Reproduce the listing below word for word, with no pictures.

*Data block*
++++++++

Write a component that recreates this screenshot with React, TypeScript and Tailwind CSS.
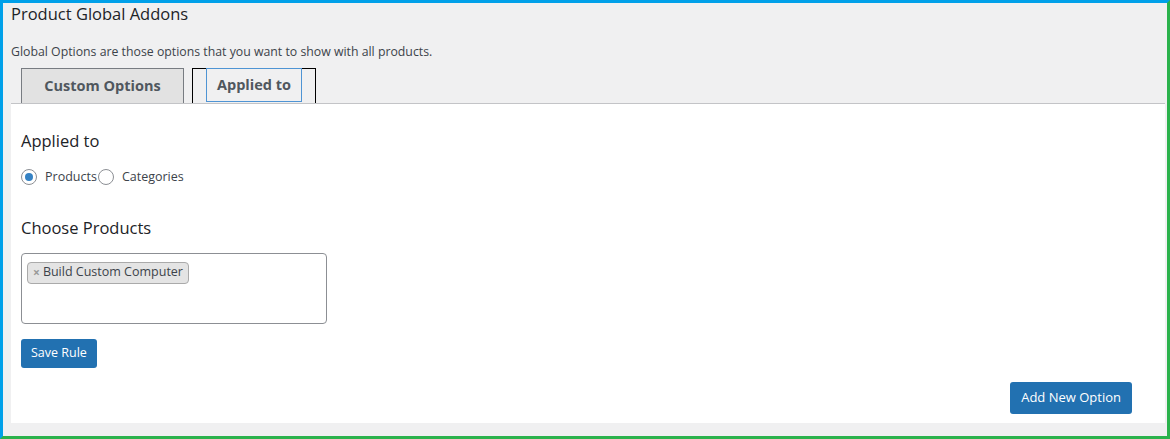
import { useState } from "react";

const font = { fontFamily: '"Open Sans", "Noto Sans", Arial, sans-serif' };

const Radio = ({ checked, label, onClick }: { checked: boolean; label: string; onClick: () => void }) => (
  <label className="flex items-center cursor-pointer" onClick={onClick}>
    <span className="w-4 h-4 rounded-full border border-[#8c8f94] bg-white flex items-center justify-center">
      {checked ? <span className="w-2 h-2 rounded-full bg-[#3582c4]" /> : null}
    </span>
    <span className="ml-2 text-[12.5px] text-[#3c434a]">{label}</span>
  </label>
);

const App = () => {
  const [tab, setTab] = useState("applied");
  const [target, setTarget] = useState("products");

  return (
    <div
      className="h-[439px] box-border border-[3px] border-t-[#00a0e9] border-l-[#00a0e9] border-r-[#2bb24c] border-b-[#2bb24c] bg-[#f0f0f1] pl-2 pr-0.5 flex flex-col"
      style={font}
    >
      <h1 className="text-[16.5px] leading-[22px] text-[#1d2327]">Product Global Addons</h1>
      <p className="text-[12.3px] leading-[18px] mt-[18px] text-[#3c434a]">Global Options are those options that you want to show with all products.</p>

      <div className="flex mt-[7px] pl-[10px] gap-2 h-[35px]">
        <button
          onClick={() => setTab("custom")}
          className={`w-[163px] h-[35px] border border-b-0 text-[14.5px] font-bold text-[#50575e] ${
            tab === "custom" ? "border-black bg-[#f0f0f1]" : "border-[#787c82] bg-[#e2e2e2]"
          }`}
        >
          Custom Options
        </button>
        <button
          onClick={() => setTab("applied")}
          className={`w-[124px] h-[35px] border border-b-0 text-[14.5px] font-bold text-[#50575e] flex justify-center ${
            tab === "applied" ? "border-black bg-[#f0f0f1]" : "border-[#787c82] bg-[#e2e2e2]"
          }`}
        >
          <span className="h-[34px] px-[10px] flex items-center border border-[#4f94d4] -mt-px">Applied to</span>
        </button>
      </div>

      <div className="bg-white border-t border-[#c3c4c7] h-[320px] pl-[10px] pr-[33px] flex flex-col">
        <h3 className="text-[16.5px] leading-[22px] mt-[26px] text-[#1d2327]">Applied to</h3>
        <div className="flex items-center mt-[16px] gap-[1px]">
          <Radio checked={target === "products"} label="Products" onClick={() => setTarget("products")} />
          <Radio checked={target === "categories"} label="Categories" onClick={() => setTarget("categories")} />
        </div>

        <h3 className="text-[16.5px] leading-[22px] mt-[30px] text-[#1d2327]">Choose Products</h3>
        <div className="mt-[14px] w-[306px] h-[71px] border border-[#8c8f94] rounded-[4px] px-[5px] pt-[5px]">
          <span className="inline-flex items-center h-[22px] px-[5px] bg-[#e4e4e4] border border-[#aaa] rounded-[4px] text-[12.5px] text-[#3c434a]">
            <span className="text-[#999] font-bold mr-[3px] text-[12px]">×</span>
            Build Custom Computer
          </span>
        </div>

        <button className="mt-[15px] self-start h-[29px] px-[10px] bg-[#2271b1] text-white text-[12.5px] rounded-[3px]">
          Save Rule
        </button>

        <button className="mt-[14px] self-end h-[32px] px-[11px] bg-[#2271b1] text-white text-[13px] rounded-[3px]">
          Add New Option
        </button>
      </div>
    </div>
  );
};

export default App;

++++++++

*Final result*
Write a component that recreates this screenshot with React, TypeScript and Tailwind CSS.
import { useState } from "react";

const font = { fontFamily: '"Open Sans", "Noto Sans", Arial, sans-serif' };

const Radio = ({ checked, label, onClick }: { checked: boolean; label: string; onClick: () => void }) => (
  <label className="flex items-center cursor-pointer" onClick={onClick}>
    <span className="w-4 h-4 rounded-full border border-[#8c8f94] bg-white flex items-center justify-center">
      {checked ? <span className="w-2 h-2 rounded-full bg-[#3582c4]" /> : null}
    </span>
    <span className="ml-2 text-[12.5px] text-[#3c434a]">{label}</span>
  </label>
);

const App = () => {
  const [tab, setTab] = useState("applied");
  const [target, setTarget] = useState("products");

  return (
    <div
      className="h-[439px] box-border border-[3px] border-t-[#00a0e9] border-l-[#00a0e9] border-r-[#2bb24c] border-b-[#2bb24c] bg-[#f0f0f1] pl-2 pr-0.5 flex flex-col"
      style={font}
    >
      <h1 className="text-[16.5px] leading-[22px] text-[#1d2327]">Product Global Addons</h1>
      <p className="text-[12.3px] leading-[18px] mt-[18px] text-[#3c434a]">Global Options are those options that you want to show with all products.</p>

      <div className="flex mt-[7px] pl-[10px] gap-2 h-[35px]">
        <button
          onClick={() => setTab("custom")}
          className={`w-[163px] h-[35px] border border-b-0 text-[14.5px] font-bold text-[#50575e] ${
            tab === "custom" ? "border-black bg-[#f0f0f1]" : "border-[#787c82] bg-[#e2e2e2]"
          }`}
        >
          Custom Options
        </button>
        <button
          onClick={() => setTab("applied")}
          className={`w-[124px] h-[35px] border border-b-0 text-[14.5px] font-bold text-[#50575e] flex justify-center ${
            tab === "applied" ? "border-black bg-[#f0f0f1]" : "border-[#787c82] bg-[#e2e2e2]"
          }`}
        >
          <span className="h-[34px] px-[10px] flex items-center border border-[#4f94d4] -mt-px">Applied to</span>
        </button>
      </div>

      <div className="bg-white border-t border-[#c3c4c7] h-[320px] pl-[10px] pr-[33px] flex flex-col">
        <h3 className="text-[16.5px] leading-[22px] mt-[26px] text-[#1d2327]">Applied to</h3>
        <div className="flex items-center mt-[16px] gap-[1px]">
          <Radio checked={target === "products"} label="Products" onClick={() => setTarget("products")} />
          <Radio checked={target === "categories"} label="Categories" onClick={() => setTarget("categories")} />
        </div>

        <h3 className="text-[16.5px] leading-[22px] mt-[30px] text-[#1d2327]">Choose Products</h3>
        <div className="mt-[14px] w-[306px] h-[71px] border border-[#8c8f94] rounded-[4px] px-[5px] pt-[5px]">
          <span className="inline-flex items-center h-[22px] px-[5px] bg-[#e4e4e4] border border-[#aaa] rounded-[4px] text-[12.5px] text-[#3c434a]">
            <span className="text-[#999] font-bold mr-[3px] text-[12px]">×</span>
            Build Custom Computer
          </span>
        </div>

        <button className="mt-[15px] self-start h-[29px] px-[10px] bg-[#2271b1] text-white text-[12.5px] rounded-[3px]">
          Save Rule
        </button>

        <button className="mt-[14px] self-end h-[32px] px-[11px] bg-[#2271b1] text-white text-[13px] rounded-[3px]">
          Add New Option
        </button>
      </div>
    </div>
  );
};

export default App;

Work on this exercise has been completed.